* _Task to complete_:
Determine which lines contain the word "Convert", then copy those lines.
-- Start of Record extracts --
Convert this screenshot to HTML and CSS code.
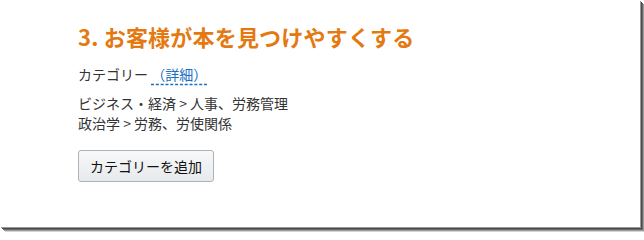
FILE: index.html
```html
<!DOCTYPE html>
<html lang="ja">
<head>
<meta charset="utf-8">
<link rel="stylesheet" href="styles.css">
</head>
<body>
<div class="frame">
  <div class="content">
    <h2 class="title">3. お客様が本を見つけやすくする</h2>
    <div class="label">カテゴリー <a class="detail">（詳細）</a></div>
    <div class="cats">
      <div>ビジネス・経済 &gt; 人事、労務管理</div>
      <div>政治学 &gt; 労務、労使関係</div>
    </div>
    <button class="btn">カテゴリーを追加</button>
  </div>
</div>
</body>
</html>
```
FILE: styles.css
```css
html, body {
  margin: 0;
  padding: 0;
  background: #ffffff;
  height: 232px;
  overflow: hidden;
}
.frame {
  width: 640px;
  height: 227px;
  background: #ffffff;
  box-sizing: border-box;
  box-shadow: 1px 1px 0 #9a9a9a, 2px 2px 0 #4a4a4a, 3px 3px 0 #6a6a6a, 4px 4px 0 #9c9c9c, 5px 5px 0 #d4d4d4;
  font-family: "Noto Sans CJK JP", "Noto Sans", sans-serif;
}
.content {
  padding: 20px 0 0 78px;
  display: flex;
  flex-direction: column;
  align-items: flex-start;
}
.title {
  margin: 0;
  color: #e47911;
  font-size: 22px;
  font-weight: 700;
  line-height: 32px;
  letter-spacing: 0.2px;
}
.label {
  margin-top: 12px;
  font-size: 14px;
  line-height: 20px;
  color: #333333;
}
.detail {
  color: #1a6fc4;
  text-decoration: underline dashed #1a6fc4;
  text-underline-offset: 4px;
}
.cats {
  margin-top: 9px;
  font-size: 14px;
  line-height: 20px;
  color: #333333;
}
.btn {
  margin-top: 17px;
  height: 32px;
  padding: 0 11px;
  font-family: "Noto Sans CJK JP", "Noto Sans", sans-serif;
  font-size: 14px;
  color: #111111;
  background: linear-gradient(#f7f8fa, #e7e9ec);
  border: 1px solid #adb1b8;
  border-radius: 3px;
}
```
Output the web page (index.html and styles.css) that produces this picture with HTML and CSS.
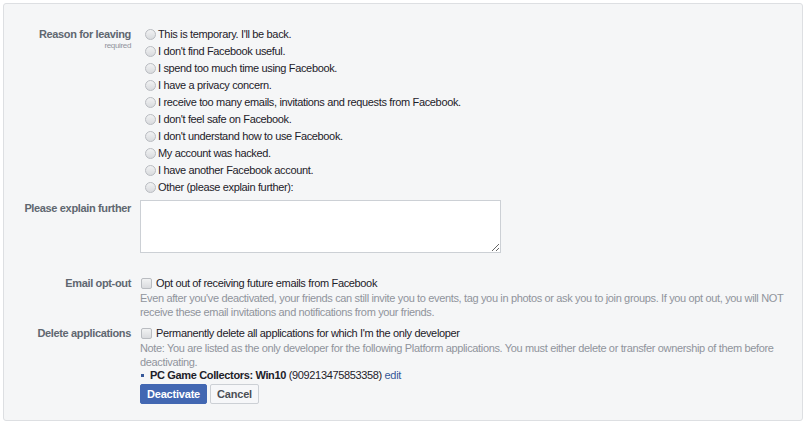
-- End of Record extracts --
-- Start of Record extracts --
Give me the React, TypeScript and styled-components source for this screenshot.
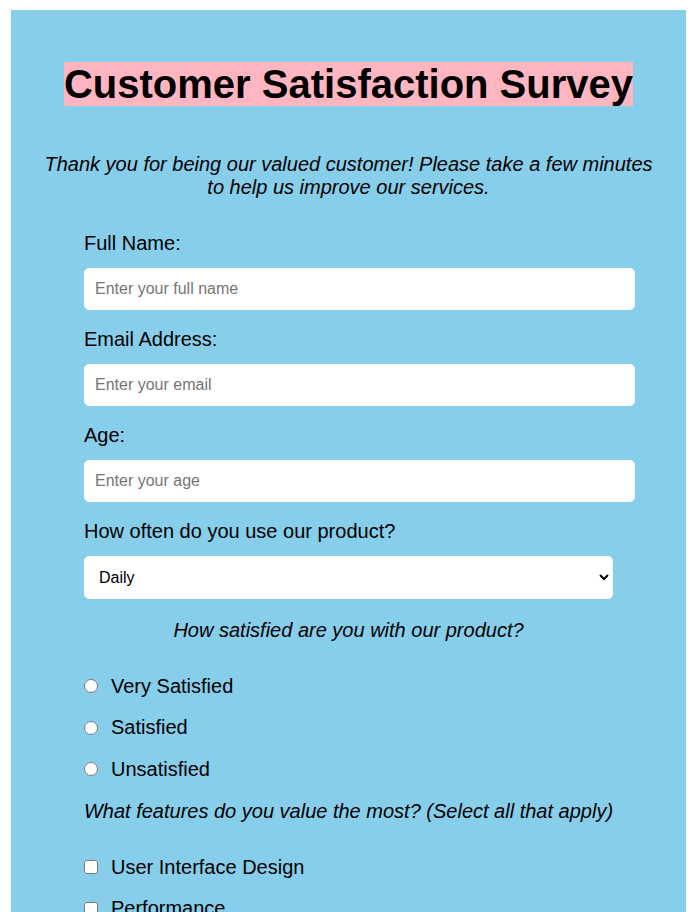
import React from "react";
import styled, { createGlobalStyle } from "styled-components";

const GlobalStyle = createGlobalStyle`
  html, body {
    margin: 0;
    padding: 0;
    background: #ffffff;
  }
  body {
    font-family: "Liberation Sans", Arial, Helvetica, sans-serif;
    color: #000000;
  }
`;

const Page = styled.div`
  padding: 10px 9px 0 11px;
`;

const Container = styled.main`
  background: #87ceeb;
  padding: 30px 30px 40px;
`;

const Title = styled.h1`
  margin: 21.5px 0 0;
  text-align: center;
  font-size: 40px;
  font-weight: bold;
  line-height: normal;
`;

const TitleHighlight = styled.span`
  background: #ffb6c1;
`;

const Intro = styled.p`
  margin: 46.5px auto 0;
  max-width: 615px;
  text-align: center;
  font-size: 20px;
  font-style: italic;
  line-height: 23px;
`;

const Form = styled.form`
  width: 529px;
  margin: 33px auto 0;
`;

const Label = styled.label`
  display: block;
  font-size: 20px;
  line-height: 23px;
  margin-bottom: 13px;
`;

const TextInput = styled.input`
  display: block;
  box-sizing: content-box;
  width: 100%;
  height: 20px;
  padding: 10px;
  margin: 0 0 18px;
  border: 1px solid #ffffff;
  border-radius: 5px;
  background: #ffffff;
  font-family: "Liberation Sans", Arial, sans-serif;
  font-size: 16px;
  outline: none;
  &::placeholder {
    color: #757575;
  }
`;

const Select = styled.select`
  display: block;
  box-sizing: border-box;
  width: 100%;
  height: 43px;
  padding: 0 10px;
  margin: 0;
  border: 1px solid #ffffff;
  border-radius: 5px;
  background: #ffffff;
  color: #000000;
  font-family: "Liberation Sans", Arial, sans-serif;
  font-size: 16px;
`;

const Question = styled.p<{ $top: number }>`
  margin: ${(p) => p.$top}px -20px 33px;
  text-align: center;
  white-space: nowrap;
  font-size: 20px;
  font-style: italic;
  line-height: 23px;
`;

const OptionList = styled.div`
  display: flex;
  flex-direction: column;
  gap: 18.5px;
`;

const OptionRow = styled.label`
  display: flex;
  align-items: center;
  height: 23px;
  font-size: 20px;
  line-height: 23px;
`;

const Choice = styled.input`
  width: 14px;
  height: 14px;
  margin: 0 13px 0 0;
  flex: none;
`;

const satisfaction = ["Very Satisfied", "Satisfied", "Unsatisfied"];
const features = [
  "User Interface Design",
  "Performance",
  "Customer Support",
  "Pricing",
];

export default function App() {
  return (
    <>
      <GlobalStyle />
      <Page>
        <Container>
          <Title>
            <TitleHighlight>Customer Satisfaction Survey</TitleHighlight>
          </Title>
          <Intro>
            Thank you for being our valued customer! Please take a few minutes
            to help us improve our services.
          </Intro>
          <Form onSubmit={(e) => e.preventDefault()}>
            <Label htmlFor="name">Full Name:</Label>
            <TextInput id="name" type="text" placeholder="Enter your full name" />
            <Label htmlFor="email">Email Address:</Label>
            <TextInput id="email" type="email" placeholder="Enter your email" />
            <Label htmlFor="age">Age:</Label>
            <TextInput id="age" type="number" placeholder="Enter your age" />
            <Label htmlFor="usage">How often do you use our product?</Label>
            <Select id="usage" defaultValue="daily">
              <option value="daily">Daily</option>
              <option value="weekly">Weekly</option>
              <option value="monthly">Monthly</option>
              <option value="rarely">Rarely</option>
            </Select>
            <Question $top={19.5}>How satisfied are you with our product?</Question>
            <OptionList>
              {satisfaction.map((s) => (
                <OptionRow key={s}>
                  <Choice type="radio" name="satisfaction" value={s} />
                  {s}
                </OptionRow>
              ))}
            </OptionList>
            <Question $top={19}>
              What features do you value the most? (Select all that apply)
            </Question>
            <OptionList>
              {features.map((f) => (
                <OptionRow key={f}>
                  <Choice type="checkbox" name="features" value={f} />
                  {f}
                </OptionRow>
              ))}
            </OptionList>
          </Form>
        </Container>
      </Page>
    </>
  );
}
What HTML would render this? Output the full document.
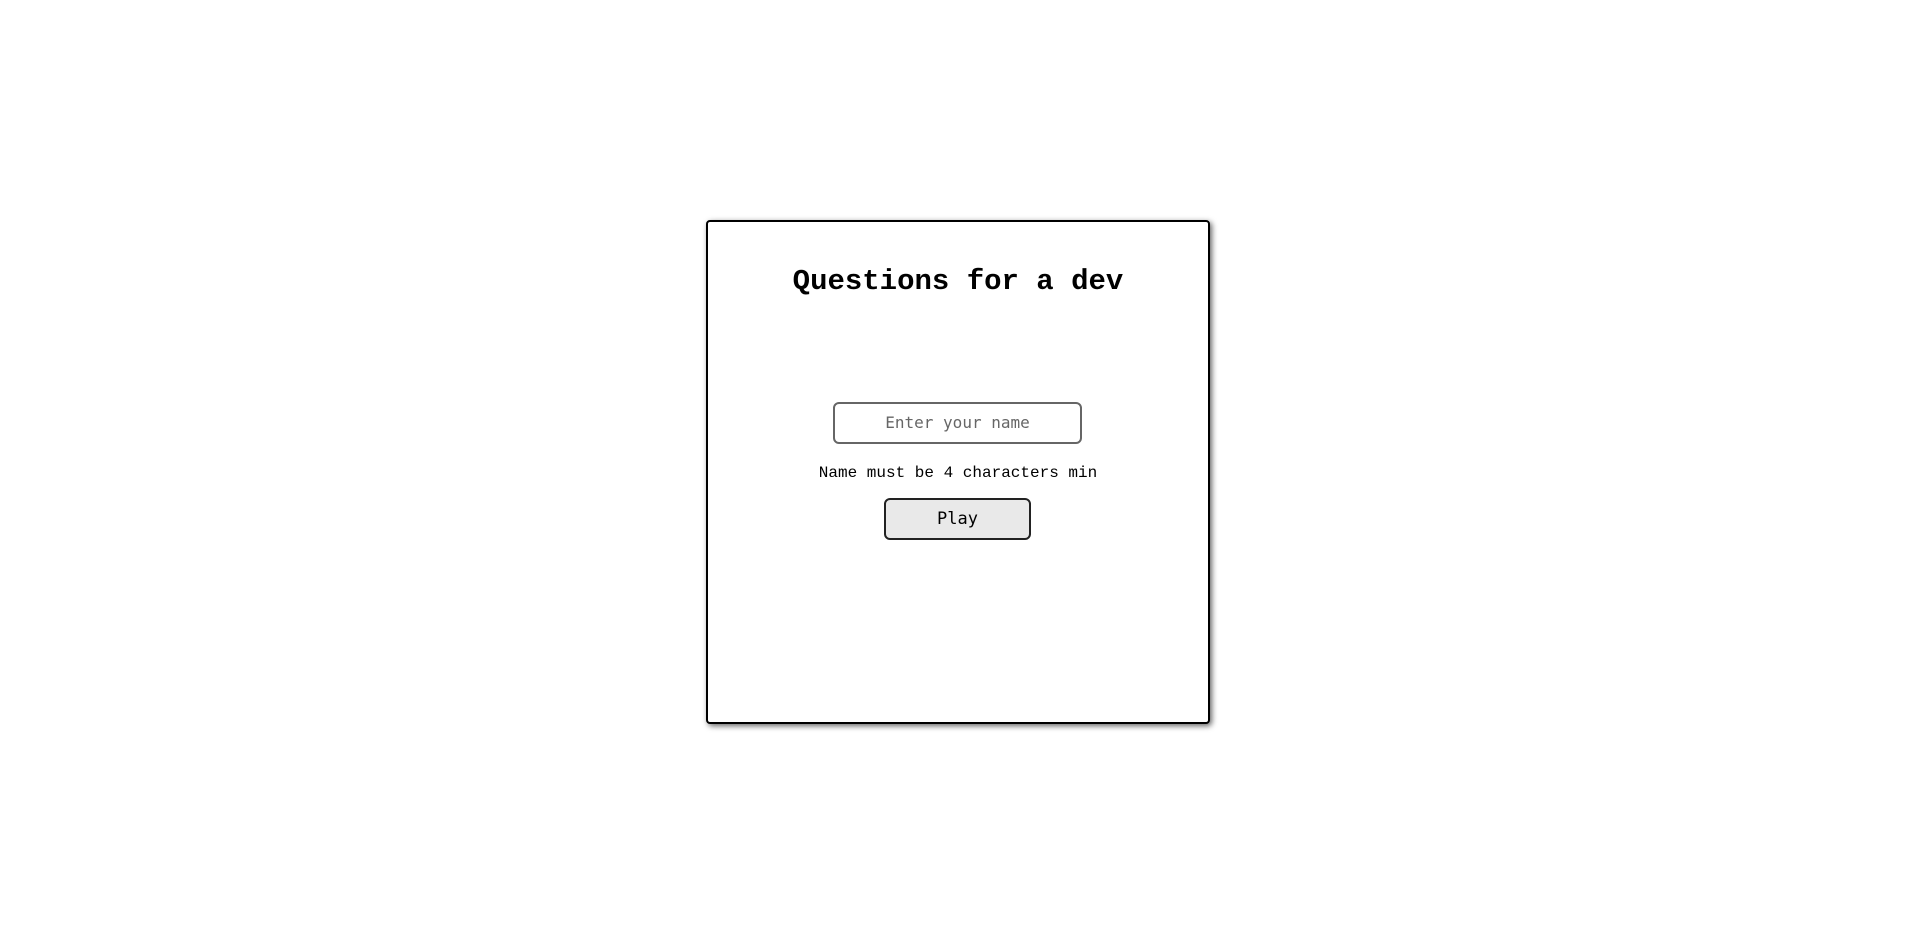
-- End of Record extracts --
-- Start of Record extracts --
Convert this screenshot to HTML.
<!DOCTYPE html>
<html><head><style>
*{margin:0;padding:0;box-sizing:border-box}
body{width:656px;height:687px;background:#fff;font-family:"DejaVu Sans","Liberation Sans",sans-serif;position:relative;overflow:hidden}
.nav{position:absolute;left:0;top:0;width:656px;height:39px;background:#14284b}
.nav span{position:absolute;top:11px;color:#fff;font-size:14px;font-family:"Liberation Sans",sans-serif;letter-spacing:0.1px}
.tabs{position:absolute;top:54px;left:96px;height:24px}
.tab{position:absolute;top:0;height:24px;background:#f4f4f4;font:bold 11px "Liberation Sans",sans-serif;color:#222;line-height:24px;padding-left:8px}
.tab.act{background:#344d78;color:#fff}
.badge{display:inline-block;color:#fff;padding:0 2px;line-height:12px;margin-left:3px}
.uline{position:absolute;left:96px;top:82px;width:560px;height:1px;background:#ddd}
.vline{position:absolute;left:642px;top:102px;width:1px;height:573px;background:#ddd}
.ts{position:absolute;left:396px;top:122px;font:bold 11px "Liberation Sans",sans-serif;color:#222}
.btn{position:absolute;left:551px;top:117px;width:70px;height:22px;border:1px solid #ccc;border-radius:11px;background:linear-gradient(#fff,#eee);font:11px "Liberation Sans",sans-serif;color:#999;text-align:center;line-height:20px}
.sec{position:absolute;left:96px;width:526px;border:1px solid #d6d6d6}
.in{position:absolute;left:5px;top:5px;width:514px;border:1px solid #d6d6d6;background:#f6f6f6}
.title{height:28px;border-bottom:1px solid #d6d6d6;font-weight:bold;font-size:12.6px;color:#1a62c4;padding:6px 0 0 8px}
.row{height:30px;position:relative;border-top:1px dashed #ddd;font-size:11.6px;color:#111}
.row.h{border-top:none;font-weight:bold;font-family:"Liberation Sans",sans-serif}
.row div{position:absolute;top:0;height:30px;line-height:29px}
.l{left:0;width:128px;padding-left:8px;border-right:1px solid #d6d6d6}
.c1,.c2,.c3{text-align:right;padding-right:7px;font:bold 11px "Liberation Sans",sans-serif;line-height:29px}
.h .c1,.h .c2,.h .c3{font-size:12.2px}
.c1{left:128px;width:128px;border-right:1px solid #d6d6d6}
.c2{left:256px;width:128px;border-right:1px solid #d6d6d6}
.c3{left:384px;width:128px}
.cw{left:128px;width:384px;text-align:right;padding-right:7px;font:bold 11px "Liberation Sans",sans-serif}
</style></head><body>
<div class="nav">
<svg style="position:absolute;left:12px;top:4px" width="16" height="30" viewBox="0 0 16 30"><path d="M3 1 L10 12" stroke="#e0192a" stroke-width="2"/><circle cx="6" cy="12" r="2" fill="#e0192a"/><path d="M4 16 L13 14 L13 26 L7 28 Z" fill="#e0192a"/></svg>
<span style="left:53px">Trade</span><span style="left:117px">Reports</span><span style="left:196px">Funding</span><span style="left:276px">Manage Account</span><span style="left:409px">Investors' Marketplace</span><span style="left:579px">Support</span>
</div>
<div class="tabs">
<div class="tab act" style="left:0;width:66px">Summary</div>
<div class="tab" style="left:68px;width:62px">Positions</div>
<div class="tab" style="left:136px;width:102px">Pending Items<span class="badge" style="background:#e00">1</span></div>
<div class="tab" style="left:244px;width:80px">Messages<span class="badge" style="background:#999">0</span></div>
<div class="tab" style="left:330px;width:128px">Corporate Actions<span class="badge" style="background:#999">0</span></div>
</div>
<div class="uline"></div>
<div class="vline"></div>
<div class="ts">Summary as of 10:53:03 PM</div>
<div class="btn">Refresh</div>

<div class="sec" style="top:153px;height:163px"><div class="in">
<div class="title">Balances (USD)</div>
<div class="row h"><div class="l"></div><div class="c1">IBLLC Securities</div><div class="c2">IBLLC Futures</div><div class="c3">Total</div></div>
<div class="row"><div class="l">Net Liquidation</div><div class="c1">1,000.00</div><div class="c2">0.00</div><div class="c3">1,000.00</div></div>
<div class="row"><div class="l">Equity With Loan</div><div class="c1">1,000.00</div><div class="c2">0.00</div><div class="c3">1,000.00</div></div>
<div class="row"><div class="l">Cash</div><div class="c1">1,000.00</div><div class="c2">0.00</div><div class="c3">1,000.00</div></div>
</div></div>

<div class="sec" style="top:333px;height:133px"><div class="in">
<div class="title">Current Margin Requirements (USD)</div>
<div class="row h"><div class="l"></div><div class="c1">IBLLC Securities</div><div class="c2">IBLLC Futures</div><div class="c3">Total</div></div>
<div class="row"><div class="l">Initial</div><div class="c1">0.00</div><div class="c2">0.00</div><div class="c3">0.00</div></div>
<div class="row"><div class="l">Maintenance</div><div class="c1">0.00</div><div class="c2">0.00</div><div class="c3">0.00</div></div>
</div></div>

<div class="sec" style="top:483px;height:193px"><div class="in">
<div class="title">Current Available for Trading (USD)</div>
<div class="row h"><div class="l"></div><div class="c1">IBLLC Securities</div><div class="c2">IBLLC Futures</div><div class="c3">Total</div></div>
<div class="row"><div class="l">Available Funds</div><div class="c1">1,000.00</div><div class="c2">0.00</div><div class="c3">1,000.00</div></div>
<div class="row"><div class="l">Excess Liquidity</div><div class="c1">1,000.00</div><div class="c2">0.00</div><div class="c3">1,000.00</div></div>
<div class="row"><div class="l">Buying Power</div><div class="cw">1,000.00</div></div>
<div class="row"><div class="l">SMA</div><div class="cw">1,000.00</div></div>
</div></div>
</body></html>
-- End of Record extracts --
* _Written solution_:
Convert this screenshot to HTML and CSS code.
Convert this screenshot to HTML.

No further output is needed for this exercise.